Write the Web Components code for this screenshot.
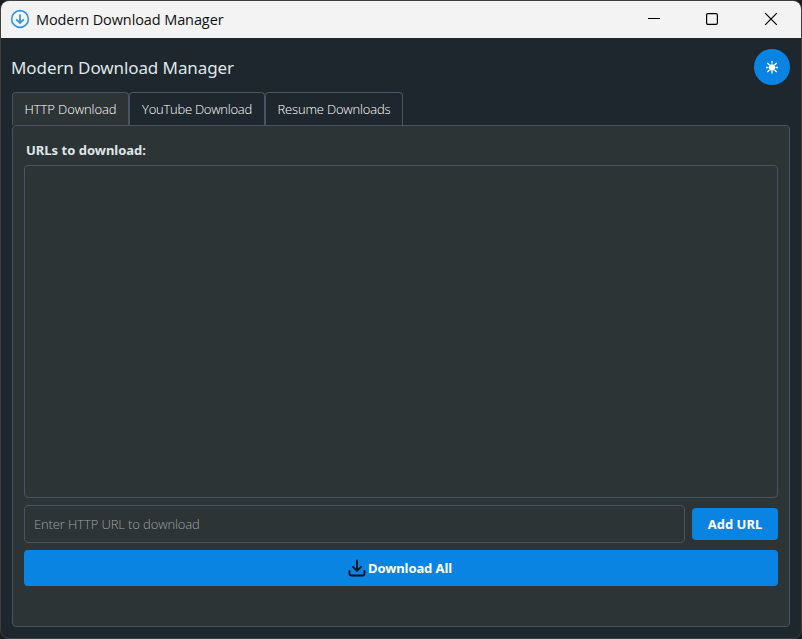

==

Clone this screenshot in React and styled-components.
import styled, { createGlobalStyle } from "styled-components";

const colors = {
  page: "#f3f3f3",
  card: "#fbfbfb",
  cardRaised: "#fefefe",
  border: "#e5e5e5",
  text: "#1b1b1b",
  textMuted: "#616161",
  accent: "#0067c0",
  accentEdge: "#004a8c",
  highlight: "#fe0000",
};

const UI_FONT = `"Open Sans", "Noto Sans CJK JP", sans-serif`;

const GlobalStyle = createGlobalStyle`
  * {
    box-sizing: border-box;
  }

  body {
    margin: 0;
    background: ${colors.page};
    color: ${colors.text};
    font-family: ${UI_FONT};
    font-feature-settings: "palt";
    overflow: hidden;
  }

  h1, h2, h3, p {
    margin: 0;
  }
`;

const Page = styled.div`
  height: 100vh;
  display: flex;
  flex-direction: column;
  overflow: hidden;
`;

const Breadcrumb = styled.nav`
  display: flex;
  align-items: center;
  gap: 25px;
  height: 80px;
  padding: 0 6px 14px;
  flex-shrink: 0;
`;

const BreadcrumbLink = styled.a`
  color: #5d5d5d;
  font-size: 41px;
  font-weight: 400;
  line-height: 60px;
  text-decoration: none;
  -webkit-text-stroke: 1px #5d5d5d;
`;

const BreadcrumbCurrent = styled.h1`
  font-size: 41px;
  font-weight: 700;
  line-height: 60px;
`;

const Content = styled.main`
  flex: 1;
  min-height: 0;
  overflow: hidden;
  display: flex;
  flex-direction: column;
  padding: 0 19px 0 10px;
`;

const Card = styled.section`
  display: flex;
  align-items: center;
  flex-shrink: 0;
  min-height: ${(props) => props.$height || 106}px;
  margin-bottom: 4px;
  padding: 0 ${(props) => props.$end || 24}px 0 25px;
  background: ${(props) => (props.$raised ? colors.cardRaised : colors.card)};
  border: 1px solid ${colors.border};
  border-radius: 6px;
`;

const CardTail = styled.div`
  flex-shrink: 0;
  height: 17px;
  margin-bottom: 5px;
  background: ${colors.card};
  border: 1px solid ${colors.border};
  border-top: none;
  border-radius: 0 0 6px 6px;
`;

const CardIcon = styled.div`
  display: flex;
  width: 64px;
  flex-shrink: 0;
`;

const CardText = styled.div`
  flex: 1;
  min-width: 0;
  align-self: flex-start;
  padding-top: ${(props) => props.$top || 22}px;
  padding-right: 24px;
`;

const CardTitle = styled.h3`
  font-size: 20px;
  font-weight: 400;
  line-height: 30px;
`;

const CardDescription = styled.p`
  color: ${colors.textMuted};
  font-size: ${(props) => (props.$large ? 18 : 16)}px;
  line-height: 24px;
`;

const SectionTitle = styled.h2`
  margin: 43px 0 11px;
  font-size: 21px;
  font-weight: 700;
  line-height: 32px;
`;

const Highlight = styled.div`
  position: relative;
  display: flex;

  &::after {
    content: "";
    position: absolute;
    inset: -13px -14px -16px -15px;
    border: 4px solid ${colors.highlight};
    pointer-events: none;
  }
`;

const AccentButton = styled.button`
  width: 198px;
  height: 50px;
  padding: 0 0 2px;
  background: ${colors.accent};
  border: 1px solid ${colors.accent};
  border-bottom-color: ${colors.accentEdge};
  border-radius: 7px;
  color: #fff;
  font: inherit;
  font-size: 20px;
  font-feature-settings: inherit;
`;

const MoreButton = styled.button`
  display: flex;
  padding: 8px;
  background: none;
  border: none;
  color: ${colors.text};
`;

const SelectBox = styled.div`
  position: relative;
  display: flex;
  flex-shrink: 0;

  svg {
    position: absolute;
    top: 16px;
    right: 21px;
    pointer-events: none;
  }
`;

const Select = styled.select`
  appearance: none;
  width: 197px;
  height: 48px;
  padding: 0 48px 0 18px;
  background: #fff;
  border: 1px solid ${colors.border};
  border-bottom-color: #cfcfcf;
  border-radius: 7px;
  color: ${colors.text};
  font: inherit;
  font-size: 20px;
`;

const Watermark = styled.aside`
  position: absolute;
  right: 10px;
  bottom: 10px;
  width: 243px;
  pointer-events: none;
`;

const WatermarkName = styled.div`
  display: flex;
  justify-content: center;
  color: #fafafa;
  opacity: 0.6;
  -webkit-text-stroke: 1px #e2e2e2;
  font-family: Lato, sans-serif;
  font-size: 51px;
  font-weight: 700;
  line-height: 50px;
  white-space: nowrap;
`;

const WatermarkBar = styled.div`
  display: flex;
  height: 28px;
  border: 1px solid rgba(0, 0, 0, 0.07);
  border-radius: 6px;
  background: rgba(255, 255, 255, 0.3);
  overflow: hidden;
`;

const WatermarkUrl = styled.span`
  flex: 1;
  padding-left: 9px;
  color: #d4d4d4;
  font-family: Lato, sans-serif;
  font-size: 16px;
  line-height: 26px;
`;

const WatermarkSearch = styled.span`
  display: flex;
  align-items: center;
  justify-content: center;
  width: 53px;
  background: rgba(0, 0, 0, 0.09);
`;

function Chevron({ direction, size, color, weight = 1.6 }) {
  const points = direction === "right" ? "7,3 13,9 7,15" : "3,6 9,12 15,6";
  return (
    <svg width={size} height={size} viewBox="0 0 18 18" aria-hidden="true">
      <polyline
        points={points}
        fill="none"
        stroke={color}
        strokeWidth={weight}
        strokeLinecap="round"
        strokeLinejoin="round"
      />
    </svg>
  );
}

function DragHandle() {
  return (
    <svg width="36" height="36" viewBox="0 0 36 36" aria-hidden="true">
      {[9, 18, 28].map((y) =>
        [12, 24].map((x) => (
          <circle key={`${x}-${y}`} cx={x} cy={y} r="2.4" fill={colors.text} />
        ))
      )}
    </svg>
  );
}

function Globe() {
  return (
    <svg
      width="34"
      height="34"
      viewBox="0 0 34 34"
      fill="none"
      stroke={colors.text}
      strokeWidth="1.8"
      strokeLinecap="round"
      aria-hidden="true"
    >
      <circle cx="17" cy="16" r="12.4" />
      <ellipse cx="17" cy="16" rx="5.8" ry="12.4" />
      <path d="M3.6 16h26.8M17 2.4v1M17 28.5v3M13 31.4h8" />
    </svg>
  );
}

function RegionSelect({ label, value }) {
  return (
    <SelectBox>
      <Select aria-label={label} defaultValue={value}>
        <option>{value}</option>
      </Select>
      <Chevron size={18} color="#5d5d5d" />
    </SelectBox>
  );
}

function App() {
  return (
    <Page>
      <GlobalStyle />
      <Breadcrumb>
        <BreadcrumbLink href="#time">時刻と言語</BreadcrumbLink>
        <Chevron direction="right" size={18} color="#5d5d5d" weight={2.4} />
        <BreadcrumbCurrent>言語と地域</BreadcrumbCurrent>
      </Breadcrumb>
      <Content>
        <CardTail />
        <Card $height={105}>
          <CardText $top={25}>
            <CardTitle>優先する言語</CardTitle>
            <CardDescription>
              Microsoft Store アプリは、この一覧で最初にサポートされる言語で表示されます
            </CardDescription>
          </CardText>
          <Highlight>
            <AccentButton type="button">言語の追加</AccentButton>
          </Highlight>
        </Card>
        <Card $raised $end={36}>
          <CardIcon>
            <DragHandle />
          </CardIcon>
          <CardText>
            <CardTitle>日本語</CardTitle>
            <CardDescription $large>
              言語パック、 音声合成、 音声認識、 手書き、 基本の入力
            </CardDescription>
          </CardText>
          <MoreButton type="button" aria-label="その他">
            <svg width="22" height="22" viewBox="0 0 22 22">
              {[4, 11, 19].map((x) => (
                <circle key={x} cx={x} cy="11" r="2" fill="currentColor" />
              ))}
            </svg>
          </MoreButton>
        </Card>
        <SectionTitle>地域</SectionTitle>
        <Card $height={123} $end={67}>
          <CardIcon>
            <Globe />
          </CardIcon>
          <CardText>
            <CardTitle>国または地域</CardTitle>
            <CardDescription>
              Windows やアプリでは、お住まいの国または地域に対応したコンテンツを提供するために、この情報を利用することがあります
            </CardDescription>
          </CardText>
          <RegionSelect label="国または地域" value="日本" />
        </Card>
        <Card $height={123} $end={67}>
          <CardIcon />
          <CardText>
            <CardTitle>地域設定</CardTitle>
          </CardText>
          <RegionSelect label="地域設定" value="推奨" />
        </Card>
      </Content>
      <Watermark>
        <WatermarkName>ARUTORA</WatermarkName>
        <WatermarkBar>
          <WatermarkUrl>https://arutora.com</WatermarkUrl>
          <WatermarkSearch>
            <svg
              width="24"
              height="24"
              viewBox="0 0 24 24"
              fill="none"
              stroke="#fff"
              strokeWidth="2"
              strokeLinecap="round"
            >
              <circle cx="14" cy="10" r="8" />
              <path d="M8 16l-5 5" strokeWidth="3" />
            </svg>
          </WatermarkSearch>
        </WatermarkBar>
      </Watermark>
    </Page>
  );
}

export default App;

--

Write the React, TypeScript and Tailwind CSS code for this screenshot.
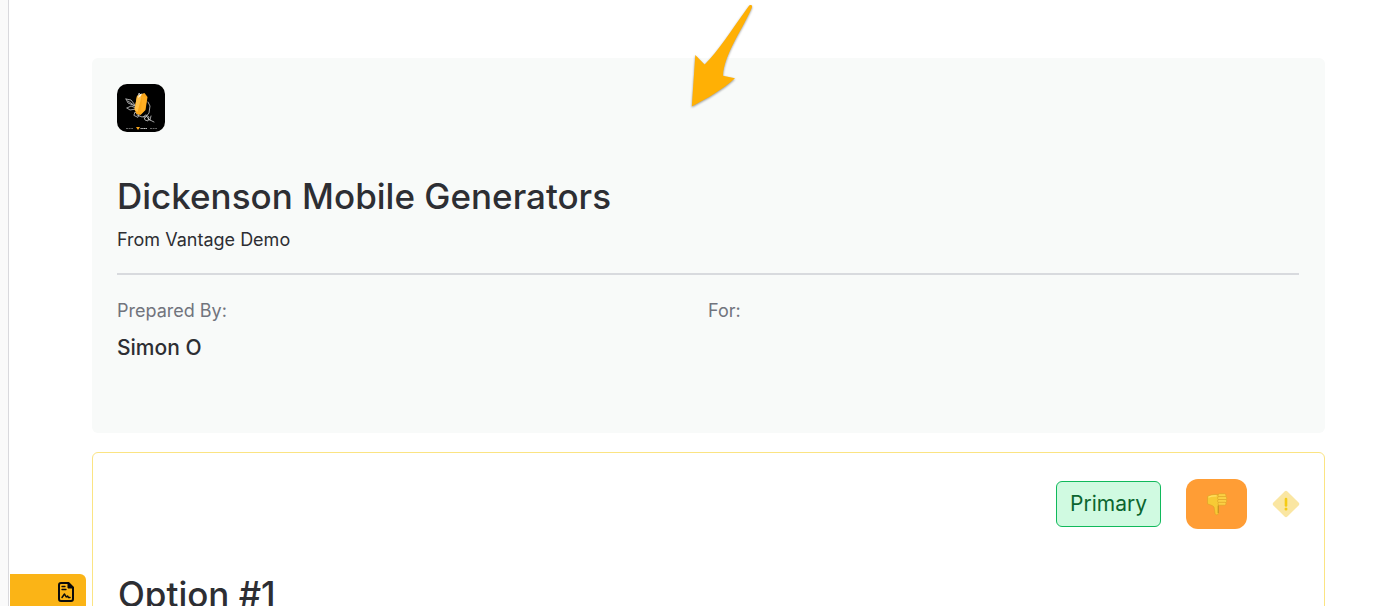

**PROBLEM DESCRIPTION**
Search the data above for the string "code" and return every line that has it.

**ANSWER**
Write the Web Components code for this screenshot.
Write the React, TypeScript and Tailwind CSS code for this screenshot.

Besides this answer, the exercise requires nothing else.